Just over three-quarters of K-12 public schools nationwide prohibited non-academic cellphone use during the 2021-22 school year, according to a report from January. How strictly the policies are enforced can vary.
Last year, Florida became the first state to require all its public schools to keep students from using phones during class. Governors and lawmakers in at least a half-dozen other states have pushed schools to go down similar paths, Stateline reported in March.
It wasn’t immediately clear how many of Washington’s public schools have cellphone restrictions.
“We know of a few who have policies limiting or banning cellphone use: Peninsula, Pasco, Kennewick, Reardon-Edwall, and Monroe,” Katy Payne, a spokesperson for the state Office of Superintendent of Public Instruction said in an email.
“We are hearing about more and more districts exploring policies,” she added.

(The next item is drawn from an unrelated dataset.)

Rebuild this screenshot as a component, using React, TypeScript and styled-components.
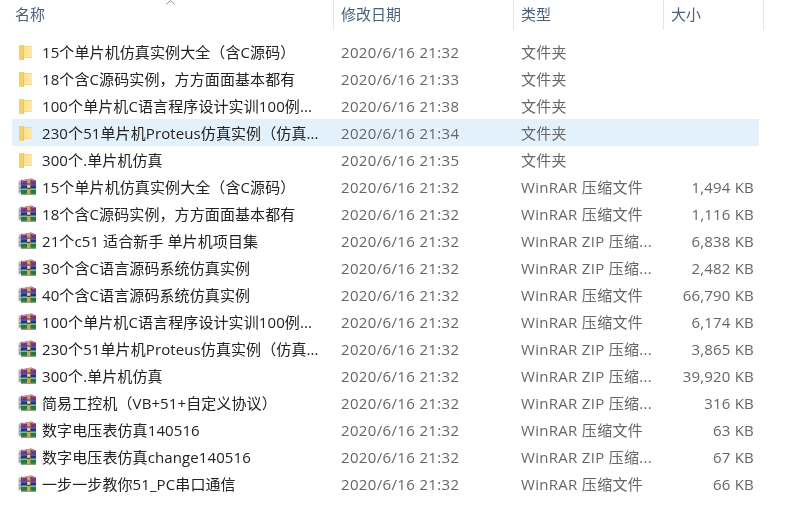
import React from "react";
import styled, { createGlobalStyle } from "styled-components";

const GlobalStyle = createGlobalStyle`
  html, body {
    margin: 0;
    background: #fff;
  }
  body {
    font-family: "Open Sans", "Noto Sans CJK SC", sans-serif;
    font-size: 15px;
    color: #666;
  }
`;

const Wrapper = styled.div`
  width: 803px;
  height: 510px;
  overflow: hidden;
  filter: blur(0.3px);
`;

const Header = styled.div`
  position: relative;
  display: flex;
  height: 30px;
  margin-bottom: 8px;
`;

const HeaderCell = styled.div<{ $width: number; $pad: number }>`
  width: ${(p) => p.$width}px;
  box-sizing: border-box;
  padding-left: ${(p) => p.$pad}px;
  border-right: 1px solid #e5e5e5;
  font-size: 15px;
  line-height: 28px;
  color: #4c607a;
`;

const SortArrow = styled.svg`
  position: absolute;
  left: 165px;
  top: 0;
`;

const Row = styled.div<{ $selected?: boolean }>`
  display: grid;
  grid-template-columns: 321px 180px 150px 96px;
  width: 747px;
  height: 27px;
  margin-left: 12px;
  align-items: center;
  background: ${(p) => (p.$selected ? "#e3f1fc" : "transparent")};
`;

const NameCell = styled.div`
  display: flex;
  align-items: center;
  min-width: 0;
  padding-left: 6px;
`;

const IconSlot = styled.div`
  display: flex;
  width: 24px;
  flex: none;
`;

const Name = styled.span`
  color: #222;
  letter-spacing: 0.1px;
  white-space: nowrap;
`;

const DateCell = styled.div`
  padding-left: 8px;
  letter-spacing: 0.35px;
  white-space: nowrap;
`;

const TypeCell = styled.div`
  padding-left: 8px;
  letter-spacing: 0.3px;
  white-space: nowrap;
`;

const SizeCell = styled.div`
  padding-right: 5px;
  letter-spacing: 0.2px;
  text-align: right;
  white-space: nowrap;
`;

const FolderIcon = () => (
  <svg width="16" height="18" viewBox="0 0 16 18">
    <defs>
      <linearGradient id="folderFront" x1="0" y1="0" x2="1" y2="0">
        <stop offset="0" stopColor="#fbe08c" />
        <stop offset="1" stopColor="#fdeaa8" />
      </linearGradient>
    </defs>
    <path d="M1 2 L6 2 L7 3 L14 3 L14 15 L6 15 L6 17 L2 17 Q1 17 1 16 Z" fill="#f4cf6a" />
    <path d="M5 3.5 L14 3.5 L14 14.5 L7 14.5 L5 16.8 Z" fill="url(#folderFront)" />
    <path d="M5 3.5 L5.8 3.5 L5.8 15.8 L5 16.8 Z" fill="#e9bd55" />
  </svg>
);

const RarIcon = () => (
  <svg width="19" height="17" viewBox="0 0 19 17">
    <path d="M0.5 3 L5 1 L5 15 L0.5 15.5 Z" fill="#b9bcc2" />
    <path d="M1 6 L5 6 M1 10 L5 10 M1 13 L5 13" stroke="#6e7178" strokeWidth="0.8" />
    <path d="M3 2.5 L13 0.5 L18 2.5 L18 6 L3 6 Z" fill="#84326f" />
    <path d="M4 3 L13 1.3 L16.5 2.8" stroke="#d59ac8" strokeWidth="0.9" fill="none" />
    <rect x="3" y="6" width="15" height="4.5" fill="#1f2f92" />
    <path d="M3 7 L18 7" stroke="#6f86df" strokeWidth="0.9" />
    <rect x="3" y="10.5" width="15" height="5" fill="#1f7d34" />
    <path d="M3 11.5 L18 11.5" stroke="#7fcf80" strokeWidth="0.9" />
    <path d="M3 16 L18 16" stroke="#153a1c" strokeWidth="1" />
    <rect x="9" y="1" width="3.5" height="15.5" fill="#c6a469" />
    <path d="M9 6 L12.5 6 M9 10.5 L12.5 10.5" stroke="#5d4528" strokeWidth="1" />
    <rect x="9.8" y="7.3" width="1.9" height="1.9" fill="#f0e6ca" />
  </svg>
);

type FileRow = {
  name: string;
  time: string;
  type: string;
  size?: string;
  folder?: boolean;
  selected?: boolean;
};

const files: FileRow[] = [
  { name: "15个单片机仿真实例大全（含C源码）", time: "21:32", type: "文件夹", folder: true },
  { name: "18个含C源码实例，方方面面基本都有", time: "21:33", type: "文件夹", folder: true },
  { name: "100个单片机C语言程序设计实训100例...", time: "21:38", type: "文件夹", folder: true },
  { name: "230个51单片机Proteus仿真实例（仿真...", time: "21:34", type: "文件夹", folder: true, selected: true },
  { name: "300个.单片机仿真", time: "21:35", type: "文件夹", folder: true },
  { name: "15个单片机仿真实例大全（含C源码）", time: "21:32", type: "WinRAR 压缩文件", size: "1,494 KB" },
  { name: "18个含C源码实例，方方面面基本都有", time: "21:32", type: "WinRAR 压缩文件", size: "1,116 KB" },
  { name: "21个c51 适合新手 单片机项目集", time: "21:32", type: "WinRAR ZIP 压缩...", size: "6,838 KB" },
  { name: "30个含C语言源码系统仿真实例", time: "21:32", type: "WinRAR ZIP 压缩...", size: "2,482 KB" },
  { name: "40个含C语言源码系统仿真实例", time: "21:32", type: "WinRAR 压缩文件", size: "66,790 KB" },
  { name: "100个单片机C语言程序设计实训100例...", time: "21:32", type: "WinRAR 压缩文件", size: "6,174 KB" },
  { name: "230个51单片机Proteus仿真实例（仿真...", time: "21:32", type: "WinRAR ZIP 压缩...", size: "3,865 KB" },
  { name: "300个.单片机仿真", time: "21:32", type: "WinRAR ZIP 压缩...", size: "39,920 KB" },
  { name: "简易工控机（VB+51+自定义协议）", time: "21:32", type: "WinRAR ZIP 压缩...", size: "316 KB" },
  { name: "数字电压表仿真140516", time: "21:32", type: "WinRAR 压缩文件", size: "63 KB" },
  { name: "数字电压表仿真change140516", time: "21:32", type: "WinRAR ZIP 压缩...", size: "67 KB" },
  { name: "一步一步教你51_PC串口通信", time: "21:32", type: "WinRAR 压缩文件", size: "66 KB" },
];

const App = () => {
  return (
    <Wrapper>
      <GlobalStyle />
      <Header>
        <HeaderCell $width={334} $pad={15}>名称</HeaderCell>
        <HeaderCell $width={180} $pad={7}>修改日期</HeaderCell>
        <HeaderCell $width={150} $pad={7}>类型</HeaderCell>
        <HeaderCell $width={100} $pad={7}>大小</HeaderCell>
        <SortArrow width="12" height="5" viewBox="0 0 12 5">
          <path d="M1 4.5 L5.5 0.5 L10 4.5" stroke="#8a8f96" fill="none" />
        </SortArrow>
      </Header>
      {files.map((f, i) => (
        <Row key={i} $selected={f.selected}>
          <NameCell>
            <IconSlot>{f.folder ? <FolderIcon /> : <RarIcon />}</IconSlot>
            <Name>{f.name}</Name>
          </NameCell>
          <DateCell>2020/6/16 {f.time}</DateCell>
          <TypeCell>{f.type}</TypeCell>
          <SizeCell>{f.size}</SizeCell>
        </Row>
      ))}
    </Wrapper>
  );
};

export default App;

Hagel said by email that he’d received a lot of calls from districts across the state looking to implement restrictions in line with Peninsula’s. He also said his district received a survey from the Office of Superintendent of Public Instruction in late April asking about cellphone policies.
A bill in the state Legislature this year would’ve directed school districts to adopt restrictions on student cellphone use by the start of the 2027-28 school year. The measure passed out of the House Education Committee with bipartisan support, then stalled.
“Mobile device use in our public schools has become a chronic issue and our kids are suffering because of it,” Stephanie McClintock, R-Vancouver, the lead sponsor on the bill said during the session. “We want to eliminate the distraction these devices are creating during class time.”
Hagel was skeptical of the bill and of taking a statewide approach. “I think it’s really important that school districts make that decision on what will work best, on the timeline that works best for them,” he said. He added that it’s not even certain his district will keep its ban permanently.
But for now, Hagel said, “We needed to take a hard reset.”